Ø  Klasifikasi Morfem
            Morfem dapat diklasifikasikan berdasarkan hubungan antar sesamanya, berdasarkan fungsi, distribusi, dan tipe-tipenya secara fonemis.
Ø  Perbedaan Antara Morfem Derivasional dan Morfem Infleksional
            Morfem derivasional adalah morfem yang berfungsi mengalihkan kelas kata bentuk dasar ke dalam kelas kata yang berbeda. Derifasional dapat berperilaku sebagai bentuk dasar baru untuk membentuk kata-kata yang lain, tidak dapat diperuntukkan dalam satu perangkat seperti morfem infleksional, dan jika muncul bersamaan dengan morfem infleksional, maka derifasional harus didahulukan.  Sedangkan morfem infleksional adalah morfem yang berfungsi sebagai pernyataan kategori gramatikal. Perilaku infleksional yaitu tidak dapat diulang dalam satu kata infleksional dan pada umumnya menyatakan hubungan sintaksis dan kategori gramatikal terjadi di akhir dalam struktur kata infleksional.
Ø  Bunyi dan Makna
            Menurut Bloomfield, sebuah bentuk bahasa yang tidak mempunyai kemiripan fonetis dan maknawi adalah morfem. Dengan demikian, bentuk-bentuk bahasa yang mirip bunyi, tetapi tidak mirip makna masing-masing adalah morfem.
Ø  Morfem dan Makna
            Dalam hubungan dengan makna, sebuah morfem bebas memiliki makna leksikal dan makna gramatikal. Jadi, dapatlah dikatakan bahwa sebuah kata derivatif dan inflektif mempunyai makna leksikal dan makna gramatikal.
Ø  Morfologi Generatif
            Penjelasan dan proses pemecahan suatu kata dapat kita lakukan dengan teknik dan prosedur analisis morfologis generatif.
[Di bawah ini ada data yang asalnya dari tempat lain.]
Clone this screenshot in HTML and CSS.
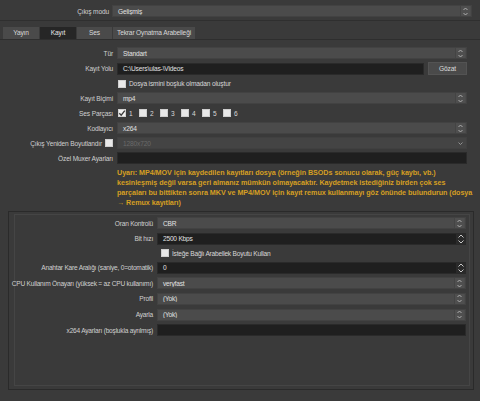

Dalam pendekatan generatif kita mengenal struktur dalam dan struktur luar. Struktur dalam pada umumnya berupa kalimat dalam modelnya yang terkecil. Melalui kaidah transformasi, struktur dalam ditransformasikan ke struktur luar.
BAB III
MORFOFONEMIK
Ø  Catatan Peristiwa
            Catatan peristiwa ini meminta jawaban mengapa iru terjadi, apakah ini bersifat universal, apakah ada bidang ilmu bahasa yang menampungnya.gejala peristiwa tersebut menunjukkan hubungan antara bentuk-bentuk morfem dengan fonem, dan gejala ini menjadi lapangan telaah bidang morfofonemik.
Ø  Masalah dan Istilah
            Dengan catatan beberapa peristiwa, dapat ditarik beberapa asumsi sebagai berikut: 1) sebuah morfem tidak selamanya terbatas kepada satu bangun fonemis saja. 2) perlu dicapai dan diciptakan istilah atau nama untuk membedakan bangun fonemis yang berbeda dari morfem yang sama. 3) diharuskan pula menentukan dan memilih satu bangun fonemis tertentu diantara pelbagai bangun fonemis untuk morfem yang sama itu sebagai dasar perwakilan varian-varian bentuk.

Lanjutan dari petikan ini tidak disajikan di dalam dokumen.